Meski dihadapkan pada tantangan tersebut, harapan terhadap pertumbuhan ekonomi Indonesia tetap ada. Pemerintah dinilai masih memiliki ruang untuk menjaga momentum pertumbuhan melalui berbagai stimulus dan reformasi struktural. Namun, efektivitas kebijakan tersebut akan sangat bergantung pada kondisi global dan kemampuan pemerintah dalam mengelola risiko ekonomi.
Arah pertumbuhan dan strategi ke depan
Ibrahim menilai bahwa dengan kondisi yang ada saat ini, pertumbuhan ekonomi Indonesia pada 2026 diperkirakan berada di kisaran 4,9 hingga 5,1 persen. Untuk mencapai pertumbuhan di atas 5 persen, diperlukan upaya penguatan yang lebih serius di berbagai sektor. Penguatan sektor manufaktur dan jasa menjadi salah satu kunci utama untuk mendorong pertumbuhan yang lebih tinggi dan berkelanjutan.

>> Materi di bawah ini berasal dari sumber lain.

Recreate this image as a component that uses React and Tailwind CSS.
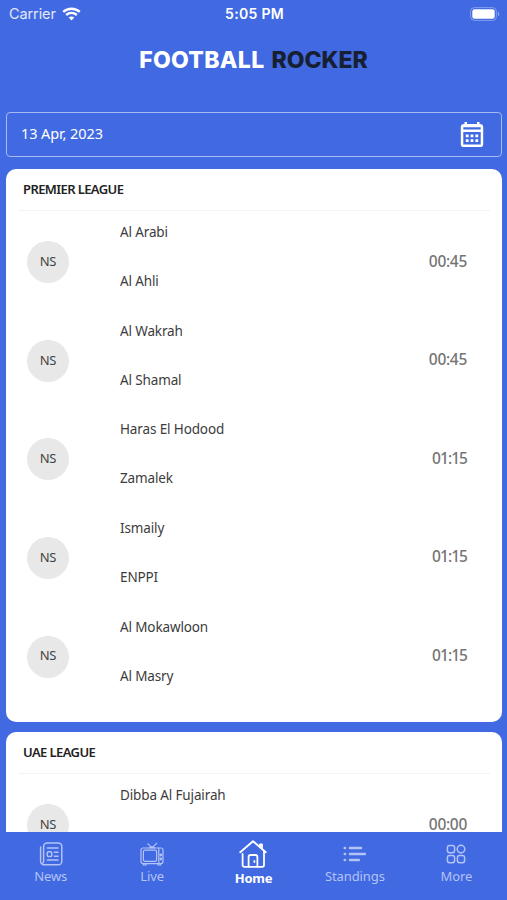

Selain itu, peningkatan efektivitas stimulus ekonomi juga dinilai penting agar dampaknya dapat dirasakan secara merata. Perbaikan tata kelola fiskal menjadi faktor krusial untuk menjaga kepercayaan pasar dan memastikan kesinambungan kebijakan ekonomi. Dalam situasi global yang penuh ketidakpastian, kredibilitas kebijakan menjadi salah satu penopang utama stabilitas ekonomi nasional.
Dengan berbagai tantangan dan peluang tersebut, pergerakan rupiah ke depan akan sangat dipengaruhi oleh keseimbangan antara sentimen global dan respons kebijakan domestik.
Stabilitas nilai tukar tetap menjadi prioritas, mengingat perannya yang penting dalam menjaga kepercayaan investor dan kelangsungan aktivitas ekonomi. Oleh karena itu, koordinasi kebijakan yang kuat antara otoritas moneter dan fiskal menjadi kunci dalam menghadapi dinamika ekonomi global yang terus berubah.